Your job is to retype all of the data word for word, leaving every image out.
+ + + + +
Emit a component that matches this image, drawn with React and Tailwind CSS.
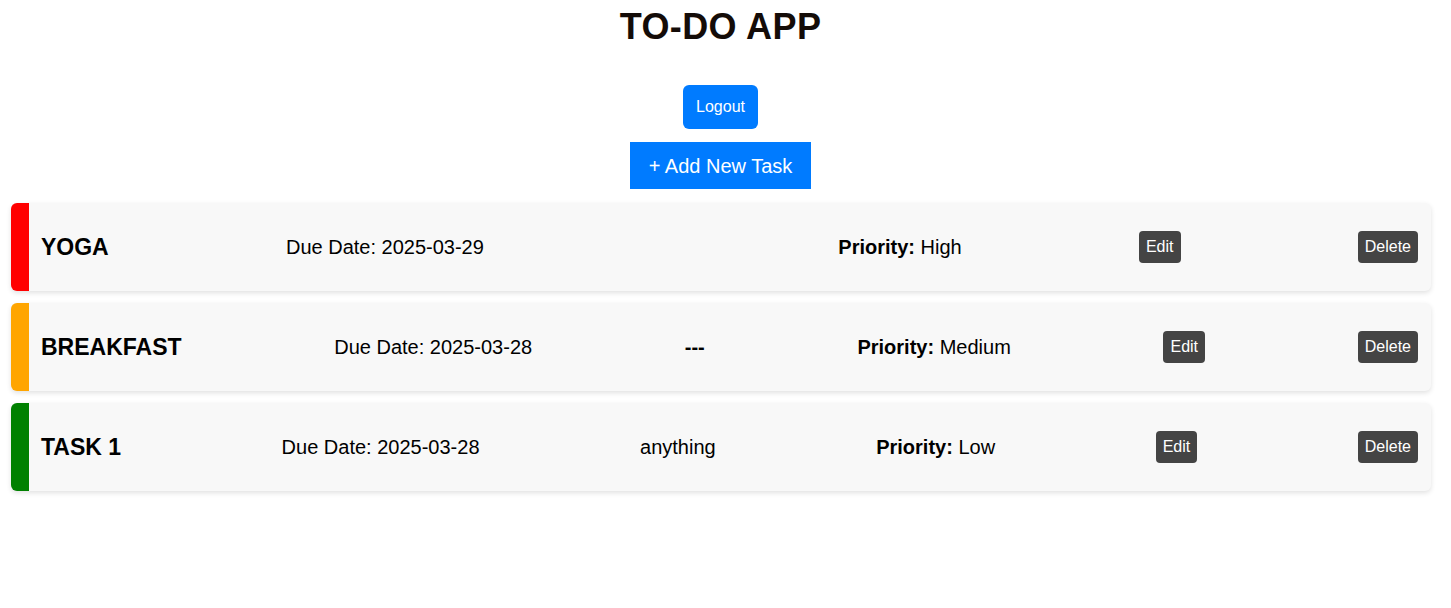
import React from "react";

const tasks = [
  { title: "YOGA", due: "2025-03-29", desc: "", descBold: false, priority: "High", color: "border-l-[#ff0000]" },
  { title: "BREAKFAST", due: "2025-03-28", desc: "---", descBold: true, priority: "Medium", color: "border-l-[#ffa500]" },
  { title: "TASK 1", due: "2025-03-28", desc: "anything", descBold: false, priority: "Low", color: "border-l-[#008000]" },
];

function TaskCard({ task }) {
  return (
    <div
      className={`flex h-[88px] items-center justify-between rounded-md border-l-[18px] ${task.color} bg-[#f8f8f8] pl-3 pr-[13px] text-[20px] text-black shadow-[0_2px_5px_rgba(0,0,0,0.12)]`}
    >
      <h3 className="text-[23px] font-bold">{task.title}</h3>
      <p>Due Date: {task.due}</p>
      <p className={task.descBold ? "font-bold" : ""}>{task.desc}</p>
      <p>
        <span className="font-bold">Priority:</span> {task.priority}
      </p>
      <button className="h-[32px] rounded bg-[#444] px-[7px] text-[16px] text-white">Edit</button>
      <button className="h-[32px] rounded bg-[#444] px-[7px] text-[16px] text-white">Delete</button>
    </div>
  );
}

export default function App() {
  return (
    <div className="min-h-screen bg-white font-['Liberation_Sans',Arial,sans-serif]">
      <div className="ml-[10px] w-[1421px] pt-[6px]">
        <h1 className="text-center text-[36px] font-bold leading-[41px] tracking-[0.4px] text-[#140c08]">TO-DO APP</h1>

        <div className="mt-[38px] flex flex-col items-center">
          <button className="h-[44px] w-[75px] rounded-md bg-[#007bff] text-[16px] text-white">Logout</button>
          <button className="mt-[13px] h-[47px] w-[181px] bg-[#007bff] text-[20px] text-white">+ Add New Task</button>
        </div>

        <div className="ml-px mt-[14px] flex flex-col gap-[12px]">
          {tasks.map((t) => (
            <TaskCard key={t.title} task={t} />
          ))}
        </div>
      </div>
    </div>
  );
}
+ + + + +
▶ _Solved problem_:
Emit a component that matches this image, drawn with React and Tailwind CSS.
import React from "react";

const tasks = [
  { title: "YOGA", due: "2025-03-29", desc: "", descBold: false, priority: "High", color: "border-l-[#ff0000]" },
  { title: "BREAKFAST", due: "2025-03-28", desc: "---", descBold: true, priority: "Medium", color: "border-l-[#ffa500]" },
  { title: "TASK 1", due: "2025-03-28", desc: "anything", descBold: false, priority: "Low", color: "border-l-[#008000]" },
];

function TaskCard({ task }) {
  return (
    <div
      className={`flex h-[88px] items-center justify-between rounded-md border-l-[18px] ${task.color} bg-[#f8f8f8] pl-3 pr-[13px] text-[20px] text-black shadow-[0_2px_5px_rgba(0,0,0,0.12)]`}
    >
      <h3 className="text-[23px] font-bold">{task.title}</h3>
      <p>Due Date: {task.due}</p>
      <p className={task.descBold ? "font-bold" : ""}>{task.desc}</p>
      <p>
        <span className="font-bold">Priority:</span> {task.priority}
      </p>
      <button className="h-[32px] rounded bg-[#444] px-[7px] text-[16px] text-white">Edit</button>
      <button className="h-[32px] rounded bg-[#444] px-[7px] text-[16px] text-white">Delete</button>
    </div>
  );
}

export default function App() {
  return (
    <div className="min-h-screen bg-white font-['Liberation_Sans',Arial,sans-serif]">
      <div className="ml-[10px] w-[1421px] pt-[6px]">
        <h1 className="text-center text-[36px] font-bold leading-[41px] tracking-[0.4px] text-[#140c08]">TO-DO APP</h1>

        <div className="mt-[38px] flex flex-col items-center">
          <button className="h-[44px] w-[75px] rounded-md bg-[#007bff] text-[16px] text-white">Logout</button>
          <button className="mt-[13px] h-[47px] w-[181px] bg-[#007bff] text-[20px] text-white">+ Add New Task</button>
        </div>

        <div className="ml-px mt-[14px] flex flex-col gap-[12px]">
          {tasks.map((t) => (
            <TaskCard key={t.title} task={t} />
          ))}
        </div>
      </div>
    </div>
  );
}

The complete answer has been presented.